The chance to engage across doctoral groups and cohorts is also valued, helping students establish useful connections and initiating opportunities for informal mentorship. Any opportunities for early- to mid-stage students to tap into the personal insights and experiences of late-stage students or recent graduates may be particularly valuable, as they share advice on finishing theses, negotiating vivas and career progression. On campus, internal events such as student seminars and conferences typically provide opportunities for interaction across cohorts, whilst special interest research / reading groups can cultivate sustainable networks within the student body, within and potentially across departments. Everyday campus-based interaction can provide the opportunity for less formal and loosely structured forms of mentorship to occur between students at different stages of their doctorate, though this is very dependent on the physical environment, and the configuration of both study and recreational areas (departments often purposely implement inter-cohort environments). Online provision can augment many of these activities; facilitating network and community development through shared research interests, maintaining communication between events or group meetings, and supporting other inter-cohort interactions that are also inclusive of distance students.
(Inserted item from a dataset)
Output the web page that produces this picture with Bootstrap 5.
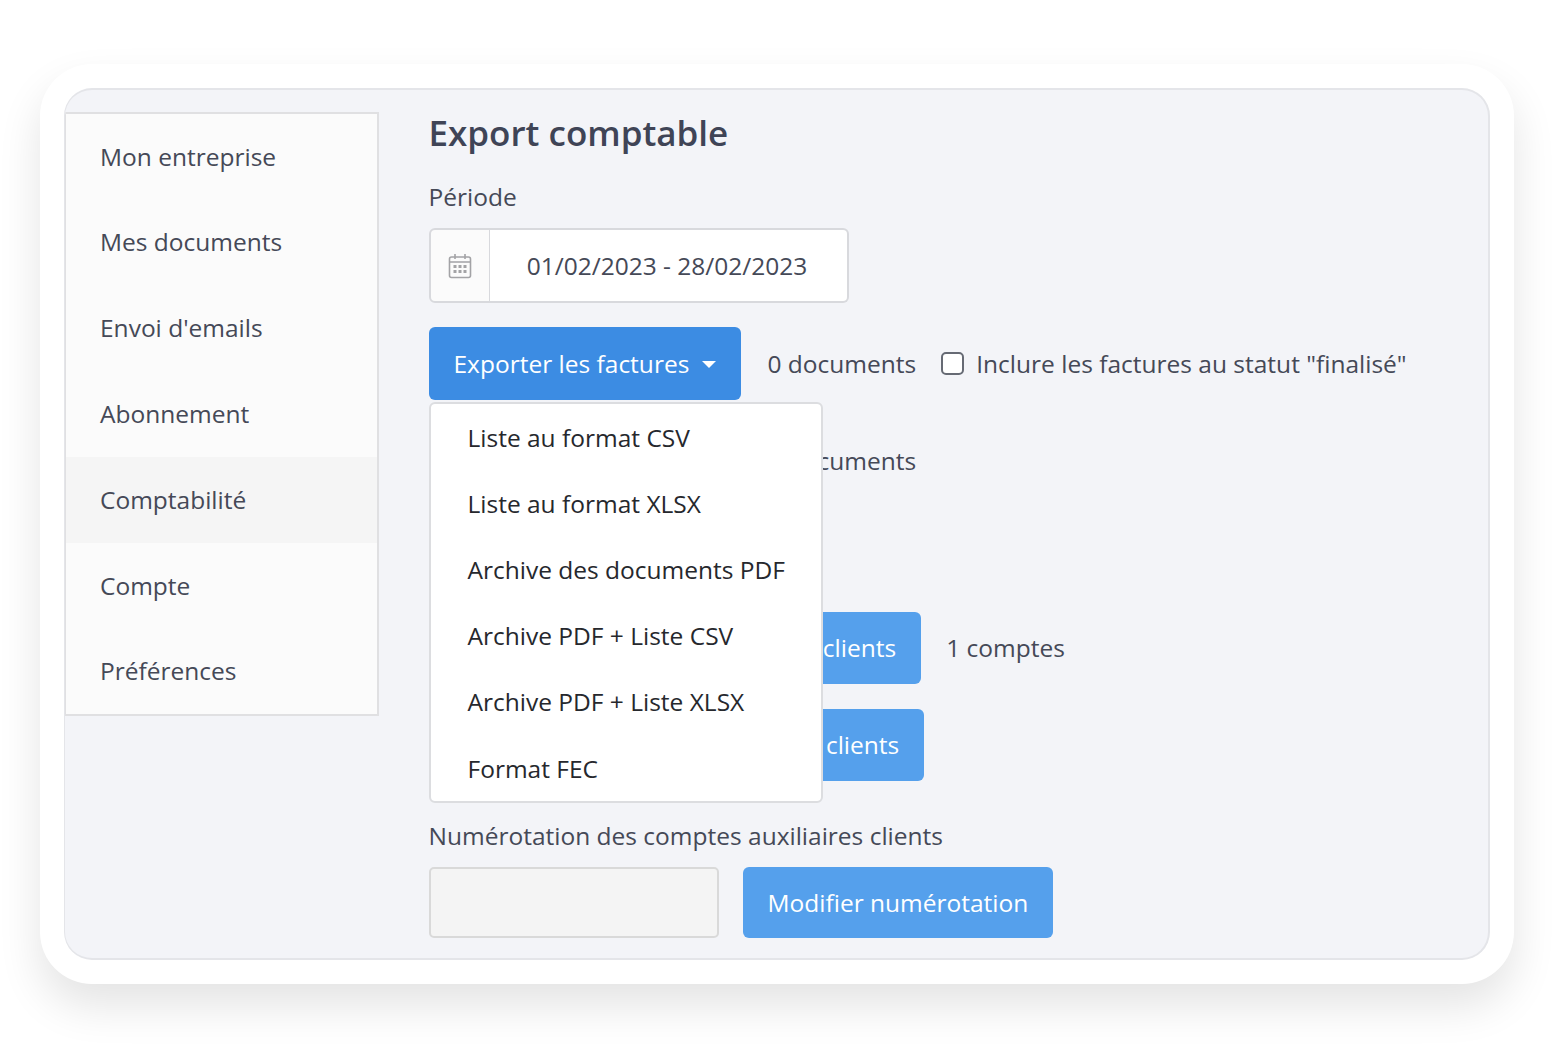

In the next post, I’ll be looking at the internal-external binary.
Baker, V. L., & Pifer, M. J. (2011). The role of relationships in the transition from doctoral student to independent scholar. Studies in Continuing Education. 33(1), 5-17.
Deem, R. & Brehony, K. J. (2000). Doctoral students’ access to research cultures – are some more unequal than others? Studies in Higher Education, 25(2), 149-165.
Goode, J. (2007). Empowering or disempowering the international Ph.D. student? Constructions of the dependent and independent learner. British Journal of Sociology of Education, 28(5), 589-603.
Pilbeam, C. & Denyer, D. (2009). Lone scholar or community member? The role of student networks in doctoral education in a UK management school. Studies in Higher Education, 34(3), 301-318.